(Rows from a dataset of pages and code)
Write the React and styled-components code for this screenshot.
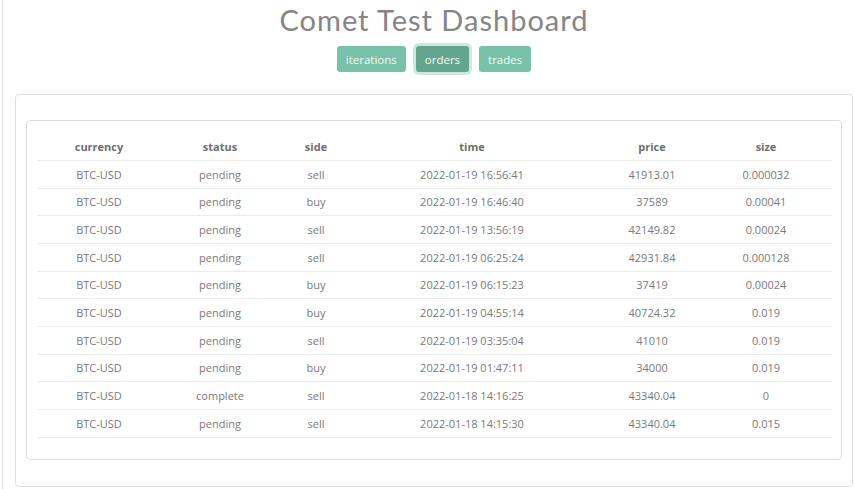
import React from "react";
import styled, { createGlobalStyle } from "styled-components";

const GlobalStyle = createGlobalStyle`
  html, body {
    margin: 0;
    padding: 0;
    background: #ffffff;
  }
  body {
    font-family: "Open Sans", "Noto Sans", sans-serif;
  }
`;

const orders = [
  ["BTC-USD", "pending", "sell", "2022-01-19 16:56:41", "41913.01", "0.000032"],
  ["BTC-USD", "pending", "buy", "2022-01-19 16:46:40", "37589", "0.00041"],
  ["BTC-USD", "pending", "sell", "2022-01-19 13:56:19", "42149.82", "0.00024"],
  ["BTC-USD", "pending", "sell", "2022-01-19 06:25:24", "42931.84", "0.000128"],
  ["BTC-USD", "pending", "buy", "2022-01-19 06:15:23", "37419", "0.00024"],
  ["BTC-USD", "pending", "buy", "2022-01-19 04:55:14", "40724.32", "0.019"],
  ["BTC-USD", "pending", "sell", "2022-01-19 03:35:04", "41010", "0.019"],
  ["BTC-USD", "pending", "buy", "2022-01-19 01:47:11", "34000", "0.019"],
  ["BTC-USD", "complete", "sell", "2022-01-18 14:16:25", "43340.04", "0"],
  ["BTC-USD", "pending", "sell", "2022-01-18 14:15:30", "43340.04", "0.015"],
];

const columns = [
  { label: "currency", width: 122 },
  { label: "status", width: 120 },
  { label: "side", width: 72 },
  { label: "time", width: 240 },
  { label: "price", width: 120 },
  { label: "size", width: 120 },
];

const tabs = ["iterations", "orders", "trades"];

function App() {
  return (
    <>
      <GlobalStyle />
      <Page>
        <Header>
          <Title>Comet Test Dashboard</Title>
          <Tabs>
            {tabs.map((t) => (
              <TabButton key={t} $active={t === "orders"}>
                {t}
              </TabButton>
            ))}
          </Tabs>
        </Header>
        <OuterCard>
          <InnerCard>
            <Table>
              <colgroup>
                {columns.map((c) => (
                  <col key={c.label} style={{ width: c.width }} />
                ))}
              </colgroup>
              <thead>
                <tr>
                  {columns.map((c) => (
                    <Th key={c.label}>{c.label}</Th>
                  ))}
                </tr>
              </thead>
              <tbody>
                {orders.map((row, i) => (
                  <tr key={i}>
                    {row.map((cell, j) => (
                      <Td key={j}>{cell}</Td>
                    ))}
                  </tr>
                ))}
              </tbody>
            </Table>
          </InnerCard>
        </OuterCard>
      </Page>
    </>
  );
}

const Page = styled.div`
  margin-left: 2px;
  width: 851px;
  min-height: 489px;
  box-sizing: border-box;
  border-left: 1px solid #e2e2e2;
  padding-left: 12px;
`;

const Header = styled.div`
  display: flex;
  flex-direction: column;
  align-items: center;
  padding-top: 2px;
`;

const Title = styled.h1`
  margin: 0;
  font-family: "Lato", "Open Sans", sans-serif;
  font-weight: 400;
  font-size: 29px;
  letter-spacing: 1px;
  color: #858585;
  line-height: 36px;
`;

const Tabs = styled.div`
  display: flex;
  gap: 10px;
  margin-top: 8px;
`;

const TabButton = styled.button`
  height: 26px;
  padding: 0 9px;
  border: none;
  border-radius: 3px;
  font-family: "Open Sans", sans-serif;
  font-size: 11.5px;
  color: #f4faf7;
  background: ${(p) => (p.$active ? "#64a58f" : "#77c2a9")};
  box-shadow: ${(p) => (p.$active ? "0 0 0 3px #cfe8df" : "none")};
  cursor: pointer;
`;

const OuterCard = styled.div`
  margin-top: 22px;
  border: 1px solid #e0e0e0;
  border-radius: 4px;
  padding: 25px 10px 26px 10px;
`;

const InnerCard = styled.div`
  border: 1px solid #dedede;
  border-radius: 4px;
  padding: 11px 11px 21px 11px;
`;

const Table = styled.table`
  width: 100%;
  border-collapse: collapse;
  table-layout: fixed;
  font-size: 11px;
`;

const Th = styled.th`
  height: 28px;
  text-align: center;
  font-weight: 700;
  color: #6e6e6e;
  border-bottom: 1px solid #ececec;
  padding: 0;

  &:last-child {
    padding-right: 12px;
  }
`;

const Td = styled.td`
  height: 26.67px;
  text-align: center;
  color: #7a7a7a;
  border-bottom: 1px solid #ececec;
  padding: 0;

  &:last-child {
    padding-right: 12px;
  }
`;

export default App;
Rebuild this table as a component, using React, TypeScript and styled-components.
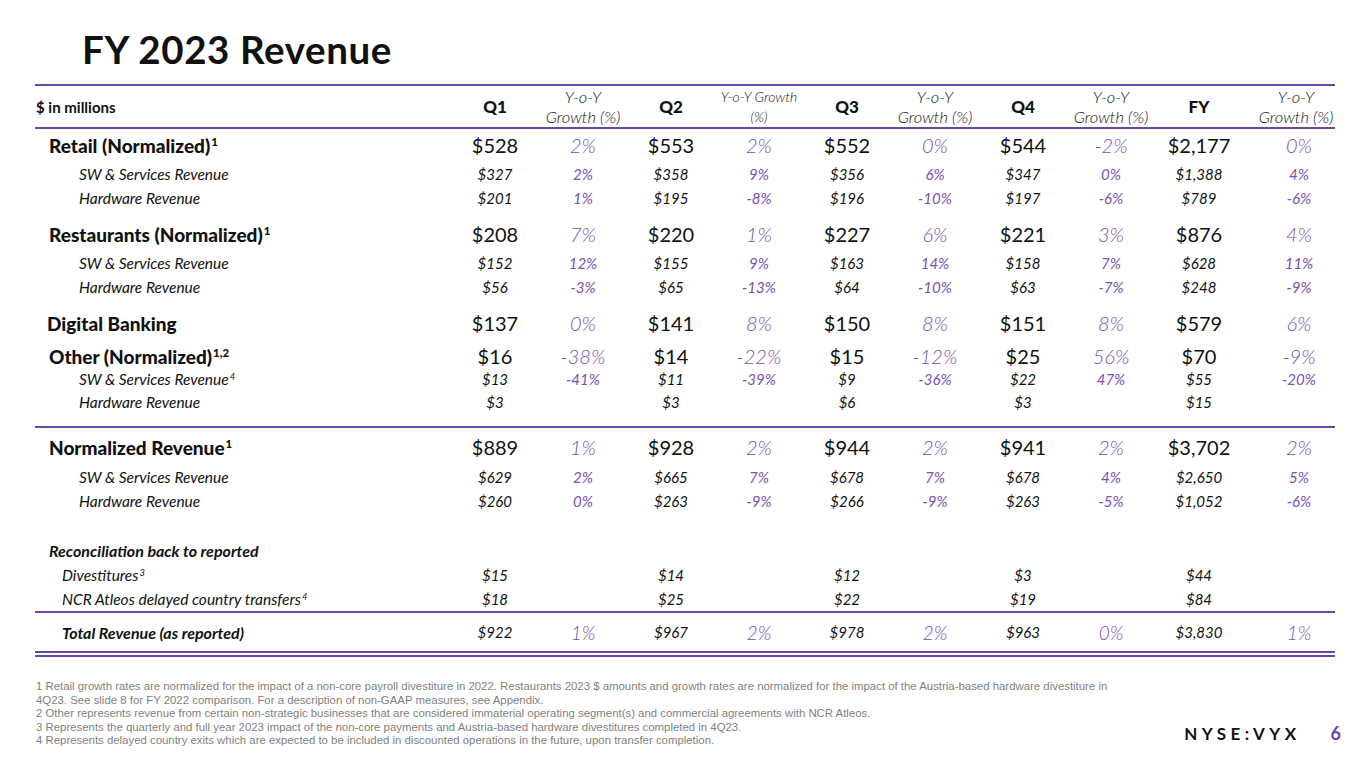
import styled, { createGlobalStyle } from "styled-components";

type Kind = "major" | "sub" | "recon" | "item" | "total";

interface RowData {
	label: string;
	sup?: string;
	kind: Kind;
	indent: number;
	h: number;
	mt: number;
	vals: string[];
}

const PURPLE = "#6b45a8";
const GROWTH = "#7a4fb4";
const COLS = "416px repeat(9, 88px) 92px";

const GlobalStyle = createGlobalStyle`
	html, body {
		margin: 0;
		padding: 0;
		background: #ffffff;
	}
	body {
		font-family: Lato, "Noto Sans", sans-serif;
		color: #111;
	}
`;

const Slide = styled.div`
	width: 1365px;
	height: 768px;
	box-sizing: border-box;
	padding: 30px 24px 0 35px;
	overflow: hidden;
`;

const Title = styled.h1`
	margin: 0 0 16px 47px;
	font-size: 38.5px;
	line-height: 38px;
	font-weight: 700;
	letter-spacing: 0.6px;
	color: #111;
`;

const Table = styled.div`
	width: 1300px;
`;

const Divider = styled.div<{ $mt?: number }>`
	height: 2px;
	margin-top: ${(p) => p.$mt ?? 0}px;
	background: ${PURPLE};
`;

const Row = styled.div<{ $h: number; $mt: number }>`
	display: grid;
	grid-template-columns: ${COLS};
	height: ${(p) => p.$h}px;
	margin-top: ${(p) => p.$mt}px;
	align-items: center;
`;

const HeadLabel = styled.div`
	padding-left: 1px;
	font-size: 15px;
	font-weight: 700;
`;

const HeadPeriod = styled.div`
	text-align: center;
	font-size: 17px;
	font-weight: 900;
`;

const HeadGrowth = styled.div<{ $small?: boolean; $last?: boolean }>`
	text-align: center;
	font-style: italic;
	font-weight: 300;
	font-size: ${(p) => (p.$small ? 14 : 16.5)}px;
	line-height: 20px;
	white-space: nowrap;
	padding-left: ${(p) => (p.$last ? 14 : 0)}px;
`;

const Label = styled.div<{ $kind: Kind; $indent: number }>`
	padding-left: ${(p) => p.$indent}px;
	white-space: nowrap;
	font-size: ${(p) => (p.$kind === "major" ? 19 : p.$kind === "sub" || p.$kind === "item" ? 15.5 : 16)}px;
	font-weight: ${(p) => (p.$kind === "major" ? 900 : p.$kind === "recon" || p.$kind === "total" ? 700 : 400)};
	font-style: ${(p) => (p.$kind === "major" ? "normal" : "italic")};
`;

const Sup = styled.sup`
	font-size: 0.6em;
	line-height: 0;
	vertical-align: 0.55em;
	margin-left: 1px;
`;

const Amount = styled.div<{ $kind: Kind }>`
	text-align: center;
	font-size: ${(p) => (p.$kind === "major" ? 20 : 15)}px;
	font-style: ${(p) => (p.$kind === "major" ? "normal" : "italic")};
	font-weight: 400;
	color: #111;
`;

const Growth = styled.div<{ $kind: Kind; $last?: boolean }>`
	text-align: center;
	color: ${GROWTH};
	font-style: italic;
	font-weight: ${(p) => (p.$kind === "major" || p.$kind === "total" ? 300 : 400)};
	font-size: ${(p) => (p.$kind === "major" ? 20 : p.$kind === "total" ? 19 : 15)}px;
	padding-left: ${(p) => (p.$last ? 20 : 0)}px;
`;

const Footer = styled.div`
	display: flex;
	justify-content: space-between;
	align-items: flex-end;
	margin-top: 23px;
	padding-left: 1px;
`;

const Notes = styled.div`
	font-family: "Liberation Sans", Arial, sans-serif;
	font-size: 11.4px;
	line-height: 13.6px;
	color: #7f7f7f;
	white-space: nowrap;
`;

const Brand = styled.div`
	display: flex;
	align-items: baseline;
	gap: 30px;
	margin-bottom: 4px;
`;

const Ticker = styled.span`
	font-size: 17px;
	font-weight: 700;
	letter-spacing: 4.4px;
	color: #111;
`;

const PageNum = styled.span`
	font-size: 18px;
	font-weight: 700;
	color: ${PURPLE};
`;

const rows: RowData[] = [
	{ label: "Retail (Normalized)", sup: "1", kind: "major", indent: 14, h: 30, mt: 1, vals: ["$528", "2%", "$553", "2%", "$552", "0%", "$544", "-2%", "$2,177", "0%"] },
	{ label: "SW & Services Revenue", kind: "sub", indent: 44, h: 24, mt: 2, vals: ["$327", "2%", "$358", "9%", "$356", "6%", "$347", "0%", "$1,388", "4%"] },
	{ label: "Hardware Revenue", kind: "sub", indent: 44, h: 24, mt: 0, vals: ["$201", "1%", "$195", "-8%", "$196", "-10%", "$197", "-6%", "$789", "-6%"] },
	{ label: "Restaurants (Normalized)", sup: "1", kind: "major", indent: 14, h: 30, mt: 9, vals: ["$208", "7%", "$220", "1%", "$227", "6%", "$221", "3%", "$876", "4%"] },
	{ label: "SW & Services Revenue", kind: "sub", indent: 44, h: 24, mt: 2, vals: ["$152", "12%", "$155", "9%", "$163", "14%", "$158", "7%", "$628", "11%"] },
	{ label: "Hardware Revenue", kind: "sub", indent: 44, h: 24, mt: 0, vals: ["$56", "-3%", "$65", "-13%", "$64", "-10%", "$63", "-7%", "$248", "-9%"] },
	{ label: "Digital Banking", kind: "major", indent: 12, h: 30, mt: 9, vals: ["$137", "0%", "$141", "8%", "$150", "8%", "$151", "8%", "$579", "6%"] },
	{ label: "Other (Normalized)", sup: "1,2", kind: "major", indent: 14, h: 24, mt: 6, vals: ["$16", "-38%", "$14", "-22%", "$15", "-12%", "$25", "56%", "$70", "-9%"] },
	{ label: "SW & Services Revenue", sup: "4", kind: "sub", indent: 44, h: 22, mt: 0, vals: ["$13", "-41%", "$11", "-39%", "$9", "-36%", "$22", "47%", "$55", "-20%"] },
	{ label: "Hardware Revenue", kind: "sub", indent: 44, h: 24, mt: 0, vals: ["$3", "", "$3", "", "$6", "", "$3", "", "$15", ""] },
];

const normalizedRows: RowData[] = [
	{ label: "Normalized Revenue", sup: "1", kind: "major", indent: 14, h: 30, mt: 4, vals: ["$889", "1%", "$928", "2%", "$944", "2%", "$941", "2%", "$3,702", "2%"] },
	{ label: "SW & Services Revenue", kind: "sub", indent: 44, h: 24, mt: 3, vals: ["$629", "2%", "$665", "7%", "$678", "7%", "$678", "4%", "$2,650", "5%"] },
	{ label: "Hardware Revenue", kind: "sub", indent: 44, h: 24, mt: 0, vals: ["$260", "0%", "$263", "-9%", "$266", "-9%", "$263", "-5%", "$1,052", "-6%"] },
	{ label: "Reconciliation back to reported", kind: "recon", indent: 14, h: 24, mt: 25, vals: [] },
	{ label: "Divestitures", sup: "3", kind: "item", indent: 27, h: 24, mt: 1, vals: ["$15", "", "$14", "", "$12", "", "$3", "", "$44", ""] },
	{ label: "NCR Atleos delayed country transfers", sup: "4", kind: "item", indent: 27, h: 24, mt: 0, vals: ["$18", "", "$25", "", "$22", "", "$19", "", "$84", ""] },
];

const totalRow: RowData = {
	label: "Total Revenue (as reported)",
	kind: "total",
	indent: 27,
	h: 30,
	mt: 4,
	vals: ["$922", "1%", "$967", "2%", "$978", "2%", "$963", "0%", "$3,830", "1%"],
};

function DataRow({ row }: { row: RowData }) {
	return (
		<Row $h={row.h} $mt={row.mt}>
			<Label $kind={row.kind} $indent={row.indent}>
				{row.label}
				{row.sup && <Sup>{row.sup}</Sup>}
			</Label>
			{row.vals.map((v, i) =>
				i % 2 === 0 ? (
					<Amount key={i} $kind={row.kind}>
						{v}
					</Amount>
				) : (
					<Growth key={i} $kind={row.kind} $last={i === 9}>
						{v}
					</Growth>
				)
			)}
		</Row>
	);
}

export default function App() {
	const periods = ["Q1", "Q2", "Q3", "Q4", "FY"];

	return (
		<>
			<GlobalStyle />
			<Slide>
				<Title>FY 2023 Revenue</Title>
				<Table>
					<Divider />
					<Row $h={41} $mt={0}>
						<HeadLabel>$ in millions</HeadLabel>
						{periods.map((p, i) => [
							<HeadPeriod key={p}>{p}</HeadPeriod>,
							i === 1 ? (
								<HeadGrowth key={p + "g"} $small>
									Y-o-Y Growth
									<br />
									(%)
								</HeadGrowth>
							) : (
								<HeadGrowth key={p + "g"} $last={i === 4}>
									Y-o-Y
									<br />
									Growth (%)
								</HeadGrowth>
							),
						])}
					</Row>
					<Divider />
					{rows.map((r, i) => (
						<DataRow key={"a" + i} row={r} />
					))}
					<Divider $mt={12} />
					{normalizedRows.map((r, i) => (
						<DataRow key={"b" + i} row={r} />
					))}
					<Divider />
					<DataRow row={totalRow} />
					<Divider $mt={4} />
					<Divider $mt={2} />
				</Table>
				<Footer>
					<Notes>
						1 Retail growth rates are normalized for the impact of a non-core payroll divestiture in 2022. Restaurants 2023 $ amounts and growth rates are normalized for the impact of the Austria-based hardware divestiture in
						<br />
						4Q23. See slide 8 for FY 2022 comparison. For a description of non-GAAP measures, see Appendix.
						<br />
						2 Other represents revenue from certain non-strategic businesses that are considered immaterial operating segment(s) and commercial agreements with NCR Atleos.
						<br />
						3 Represents the quarterly and full year 2023 impact of the non-core payments and Austria-based hardware divestitures completed in 4Q23.
						<br />
						4 Represents delayed country exits which are expected to be included in discounted operations in the future, upon transfer completion.
					</Notes>
					<Brand>
						<Ticker>NYSE:VYX</Ticker>
						<PageNum>6</PageNum>
					</Brand>
				</Footer>
			</Slide>
		</>
	);
}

*What is required*
Say how many lines contain "this", and give nothing but that number.

*Expected output*
2